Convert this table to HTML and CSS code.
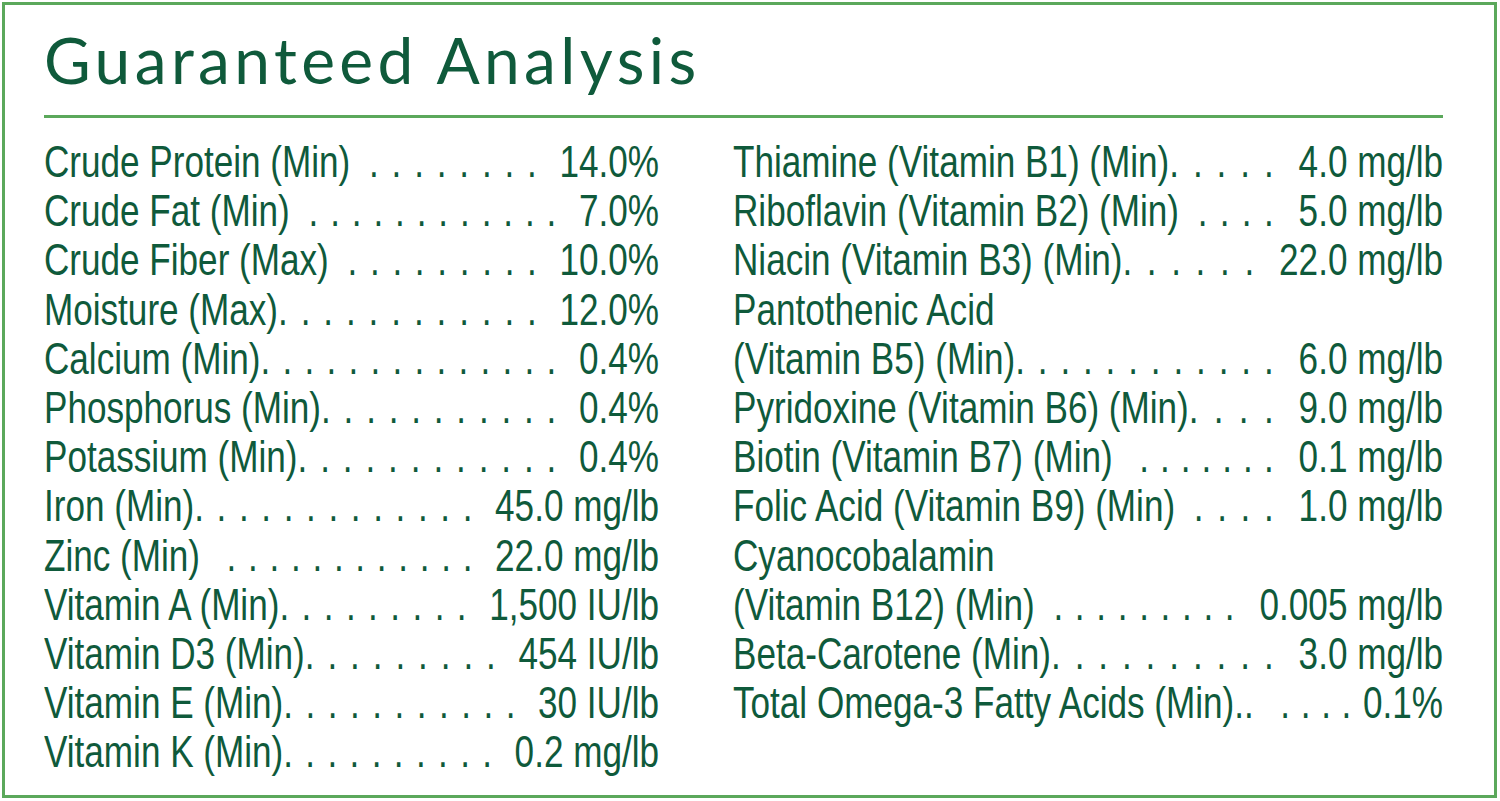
FILE: index.html
```html
<!DOCTYPE html>
<html lang="en">
<head>
<meta charset="utf-8">
<title>Guaranteed Analysis</title>
<link rel="stylesheet" href="styles.css">
</head>
<body>
<div class="frame">
  <h1 class="title">Guaranteed Analysis</h1>
  <div class="rule"></div>
  <div class="cols">
    <div class="col col-left">
      <div class="row"><span class="label">Crude Protein (Min)</span><span class="leader sp">. . . . . . . .</span><span class="value">14.0%</span></div>
      <div class="row"><span class="label">Crude Fat (Min)</span><span class="leader sp">. . . . . . . . . . . .</span><span class="value">7.0%</span></div>
      <div class="row"><span class="label">Crude Fiber (Max)</span><span class="leader sp">. . . . . . . . .</span><span class="value">10.0%</span></div>
      <div class="row"><span class="label">Moisture (Max)</span><span class="leader">. . . . . . . . . . . .</span><span class="value">12.0%</span></div>
      <div class="row"><span class="label">Calcium (Min)</span><span class="leader">. . . . . . . . . . . . . .</span><span class="value">0.4%</span></div>
      <div class="row"><span class="label">Phosphorus (Min)</span><span class="leader">. . . . . . . . . . .</span><span class="value">0.4%</span></div>
      <div class="row"><span class="label">Potassium (Min)</span><span class="leader">. . . . . . . . . . . .</span><span class="value">0.4%</span></div>
      <div class="row"><span class="label">Iron (Min)</span><span class="leader">. . . . . . . . . . . . .</span><span class="value">45.0 mg/lb</span></div>
      <div class="row"><span class="label">Zinc (Min)</span><span class="leader sp2">. . . . . . . . . . . .</span><span class="value">22.0 mg/lb</span></div>
      <div class="row"><span class="label">Vitamin A (Min)</span><span class="leader">. . . . . . . . .</span><span class="value">1,500 IU/lb</span></div>
      <div class="row"><span class="label">Vitamin D3 (Min)</span><span class="leader">. . . . . . . . .</span><span class="value">454 IU/lb</span></div>
      <div class="row"><span class="label">Vitamin E (Min)</span><span class="leader">. . . . . . . . . . .</span><span class="value">30 IU/lb</span></div>
      <div class="row"><span class="label">Vitamin K (Min)</span><span class="leader">. . . . . . . . . .</span><span class="value">0.2 mg/lb</span></div>
    </div>
    <div class="col col-right">
      <div class="row"><span class="label">Thiamine (Vitamin B1) (Min)</span><span class="leader">. . . . .</span><span class="value">4.0 mg/lb</span></div>
      <div class="row"><span class="label">Riboflavin (Vitamin B2) (Min)</span><span class="leader sp">. . . .</span><span class="value">5.0 mg/lb</span></div>
      <div class="row"><span class="label">Niacin (Vitamin B3) (Min)</span><span class="leader">. . . . . .</span><span class="value">22.0 mg/lb</span></div>
      <div class="row"><span class="label">Pantothenic Acid</span></div>
      <div class="row"><span class="label">(Vitamin B5) (Min)</span><span class="leader">. . . . . . . . . . . .</span><span class="value">6.0 mg/lb</span></div>
      <div class="row"><span class="label">Pyridoxine (Vitamin B6) (Min)</span><span class="leader">. . . .</span><span class="value">9.0 mg/lb</span></div>
      <div class="row"><span class="label">Biotin (Vitamin B7) (Min)</span><span class="leader sp2">. . . . . . .</span><span class="value">0.1 mg/lb</span></div>
      <div class="row"><span class="label">Folic Acid (Vitamin B9) (Min)</span><span class="leader sp">. . . .</span><span class="value">1.0 mg/lb</span></div>
      <div class="row"><span class="label">Cyanocobalamin</span></div>
      <div class="row"><span class="label">(Vitamin B12) (Min)</span><span class="leader sp">. . . . . . . . .</span><span class="value">0.005 mg/lb</span></div>
      <div class="row"><span class="label">Beta-Carotene (Min)</span><span class="leader">. . . . . . . . . .</span><span class="value">3.0 mg/lb</span></div>
      <div class="row"><span class="label">Total Omega-3 Fatty Acids (Min)..</span><span class="leader sp2">. . . .</span><span class="value value-tight">0.1%</span></div>
    </div>
  </div>
</div>
</body>
</html>
```

FILE: styles.css
```css
html, body {
  margin: 0;
  padding: 0;
  background: #ffffff;
}

.frame {
  box-sizing: border-box;
  margin: 2px 0 0 2px;
  width: 1495px;
  height: 796px;
  border: 3px solid #5ba85b;
  padding: 17px 51px 0 39px;
  color: #0f5a3b;
  overflow: hidden;
}

.title {
  margin: 0;
  font-family: Lato, "Open Sans", sans-serif;
  font-weight: 400;
  font-size: 64px;
  line-height: 76px;
  letter-spacing: 4.4px;
  white-space: nowrap;
}

.rule {
  margin-top: 17px;
  border-top: 3px solid #5ba85b;
}

.cols {
  display: grid;
  grid-template-columns: 615px 710px;
  column-gap: 74px;
  margin-top: 19px;
}

/* condensed face: regular sans squeezed horizontally */
.col {
  width: calc(100% / 0.78);
  transform: scaleX(0.78);
  transform-origin: left top;
}

.row {
  display: flex;
  align-items: baseline;
  font-family: "Liberation Sans", Arial, sans-serif;
  font-size: 45px;
  line-height: 49.2px;
  white-space: nowrap;
}

.label {
  flex: 0 0 auto;
}

/* dot leader: spread evenly between the label and the value */
.leader {
  flex: 1 1 0;
  min-width: 0;
  white-space: normal;
  word-spacing: -6px;
  text-align: justify;
  text-align-last: justify;
}

.leader.sp {
  margin-left: 24px;
}

.leader.sp2 {
  margin-left: 34px;
}

.value {
  flex: 0 0 auto;
}

.col-left .value {
  padding-left: 29px;
}

.col-right .value {
  padding-left: 32px;
}

.col-right .value-tight {
  padding-left: 15px;
}
```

•••••

» Stated problem:
Without the pictures, write out all of the material exactly.

» Expected output:
Convert this table to HTML and CSS code.
FILE: index.html
```html
<!DOCTYPE html>
<html lang="en">
<head>
<meta charset="utf-8">
<title>Guaranteed Analysis</title>
<link rel="stylesheet" href="styles.css">
</head>
<body>
<div class="frame">
  <h1 class="title">Guaranteed Analysis</h1>
  <div class="rule"></div>
  <div class="cols">
    <div class="col col-left">
      <div class="row"><span class="label">Crude Protein (Min)</span><span class="leader sp">. . . . . . . .</span><span class="value">14.0%</span></div>
      <div class="row"><span class="label">Crude Fat (Min)</span><span class="leader sp">. . . . . . . . . . . .</span><span class="value">7.0%</span></div>
      <div class="row"><span class="label">Crude Fiber (Max)</span><span class="leader sp">. . . . . . . . .</span><span class="value">10.0%</span></div>
      <div class="row"><span class="label">Moisture (Max)</span><span class="leader">. . . . . . . . . . . .</span><span class="value">12.0%</span></div>
      <div class="row"><span class="label">Calcium (Min)</span><span class="leader">. . . . . . . . . . . . . .</span><span class="value">0.4%</span></div>
      <div class="row"><span class="label">Phosphorus (Min)</span><span class="leader">. . . . . . . . . . .</span><span class="value">0.4%</span></div>
      <div class="row"><span class="label">Potassium (Min)</span><span class="leader">. . . . . . . . . . . .</span><span class="value">0.4%</span></div>
      <div class="row"><span class="label">Iron (Min)</span><span class="leader">. . . . . . . . . . . . .</span><span class="value">45.0 mg/lb</span></div>
      <div class="row"><span class="label">Zinc (Min)</span><span class="leader sp2">. . . . . . . . . . . .</span><span class="value">22.0 mg/lb</span></div>
      <div class="row"><span class="label">Vitamin A (Min)</span><span class="leader">. . . . . . . . .</span><span class="value">1,500 IU/lb</span></div>
      <div class="row"><span class="label">Vitamin D3 (Min)</span><span class="leader">. . . . . . . . .</span><span class="value">454 IU/lb</span></div>
      <div class="row"><span class="label">Vitamin E (Min)</span><span class="leader">. . . . . . . . . . .</span><span class="value">30 IU/lb</span></div>
      <div class="row"><span class="label">Vitamin K (Min)</span><span class="leader">. . . . . . . . . .</span><span class="value">0.2 mg/lb</span></div>
    </div>
    <div class="col col-right">
      <div class="row"><span class="label">Thiamine (Vitamin B1) (Min)</span><span class="leader">. . . . .</span><span class="value">4.0 mg/lb</span></div>
      <div class="row"><span class="label">Riboflavin (Vitamin B2) (Min)</span><span class="leader sp">. . . .</span><span class="value">5.0 mg/lb</span></div>
      <div class="row"><span class="label">Niacin (Vitamin B3) (Min)</span><span class="leader">. . . . . .</span><span class="value">22.0 mg/lb</span></div>
      <div class="row"><span class="label">Pantothenic Acid</span></div>
      <div class="row"><span class="label">(Vitamin B5) (Min)</span><span class="leader">. . . . . . . . . . . .</span><span class="value">6.0 mg/lb</span></div>
      <div class="row"><span class="label">Pyridoxine (Vitamin B6) (Min)</span><span class="leader">. . . .</span><span class="value">9.0 mg/lb</span></div>
      <div class="row"><span class="label">Biotin (Vitamin B7) (Min)</span><span class="leader sp2">. . . . . . .</span><span class="value">0.1 mg/lb</span></div>
      <div class="row"><span class="label">Folic Acid (Vitamin B9) (Min)</span><span class="leader sp">. . . .</span><span class="value">1.0 mg/lb</span></div>
      <div class="row"><span class="label">Cyanocobalamin</span></div>
      <div class="row"><span class="label">(Vitamin B12) (Min)</span><span class="leader sp">. . . . . . . . .</span><span class="value">0.005 mg/lb</span></div>
      <div class="row"><span class="label">Beta-Carotene (Min)</span><span class="leader">. . . . . . . . . .</span><span class="value">3.0 mg/lb</span></div>
      <div class="row"><span class="label">Total Omega-3 Fatty Acids (Min)..</span><span class="leader sp2">. . . .</span><span class="value value-tight">0.1%</span></div>
    </div>
  </div>
</div>
</body>
</html>
```

FILE: styles.css
```css
html, body {
  margin: 0;
  padding: 0;
  background: #ffffff;
}

.frame {
  box-sizing: border-box;
  margin: 2px 0 0 2px;
  width: 1495px;
  height: 796px;
  border: 3px solid #5ba85b;
  padding: 17px 51px 0 39px;
  color: #0f5a3b;
  overflow: hidden;
}

.title {
  margin: 0;
  font-family: Lato, "Open Sans", sans-serif;
  font-weight: 400;
  font-size: 64px;
  line-height: 76px;
  letter-spacing: 4.4px;
  white-space: nowrap;
}

.rule {
  margin-top: 17px;
  border-top: 3px solid #5ba85b;
}

.cols {
  display: grid;
  grid-template-columns: 615px 710px;
  column-gap: 74px;
  margin-top: 19px;
}

/* condensed face: regular sans squeezed horizontally */
.col {
  width: calc(100% / 0.78);
  transform: scaleX(0.78);
  transform-origin: left top;
}

.row {
  display: flex;
  align-items: baseline;
  font-family: "Liberation Sans", Arial, sans-serif;
  font-size: 45px;
  line-height: 49.2px;
  white-space: nowrap;
}

.label {
  flex: 0 0 auto;
}

/* dot leader: spread evenly between the label and the value */
.leader {
  flex: 1 1 0;
  min-width: 0;
  white-space: normal;
  word-spacing: -6px;
  text-align: justify;
  text-align-last: justify;
}

.leader.sp {
  margin-left: 24px;
}

.leader.sp2 {
  margin-left: 34px;
}

.value {
  flex: 0 0 auto;
}

.col-left .value {
  padding-left: 29px;
}

.col-right .value {
  padding-left: 32px;
}

.col-right .value-tight {
  padding-left: 15px;
}
```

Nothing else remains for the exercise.